The Notwist’s Marcus Archer contributes elegantly deconstructed guitar lines to opening track “Misguided,” which also features Trebelijar’s mellow croons in addition to a rare rhyme appearance from Alias. The bulk of the track centers around Styrofoam’s dispassionate latte poetics, snuggled inside gurgling synth arpeggios and snap-and click digital percussion. Lyrically, Styrofoam’s bittersweet ruminations are earnest enough, and the line I still believe that if things can change then they change for the better is well phrased and poignant, and when Alias drops his stuttering speedbump of a rhyme, all is well in the world of cross-continental bedroom production.

“Front to Back,” featuring Andrew Kenny on lead vocals, is even better; his whispering coos are more subtly effective than Petegem’s, and the track’s bittersweet ambient sweeps and gritty rhythms are an evocative blend. I read your diary from front to back / Spine is cracked from where you bended it, Kenny sings, capturing the gentle ache and vacuum left by departing lovers. Possibly one of the finer digi-pop tunes of the year, it’s hard not to be swept up in the track’s lilting melodramatics.
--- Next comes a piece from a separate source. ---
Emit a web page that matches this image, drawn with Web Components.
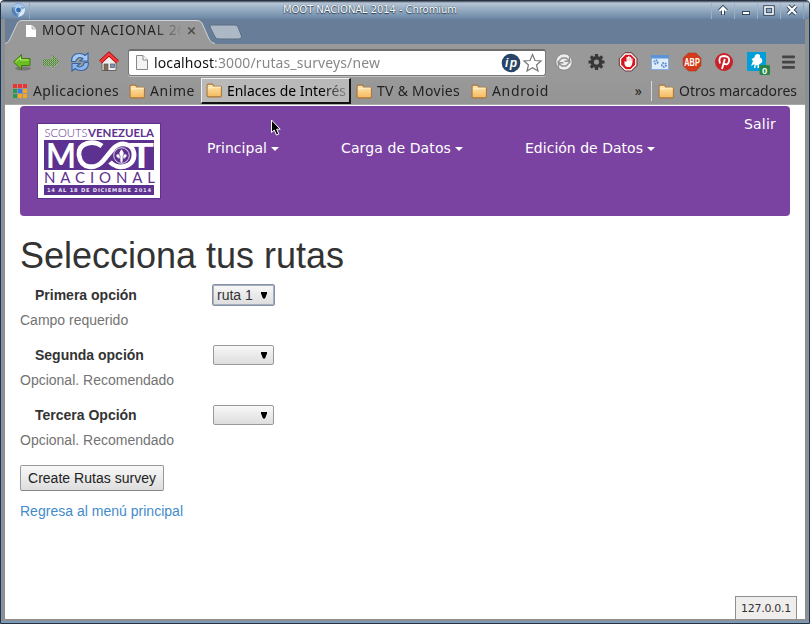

Loaded with syrupy metaphors, Nothing’s Lost is probably best heard through the filter of nascent romance. I want to wear you like a crown / but you just treat me like a clown, sings Bent Van Looy on “Anything,” and although the line is nothing more than sentimental pap, there’s enough sincerity in the delivery to forgive the high-school notebook sentiment.

When judged as a whole, Nothing’s Lost is not much more than another wistful electronic pop affair. Track for track, however, points of wholehearted ardor occur. When they do, the album achieves a graceful sublimity that surpasses similar efforts of its kind.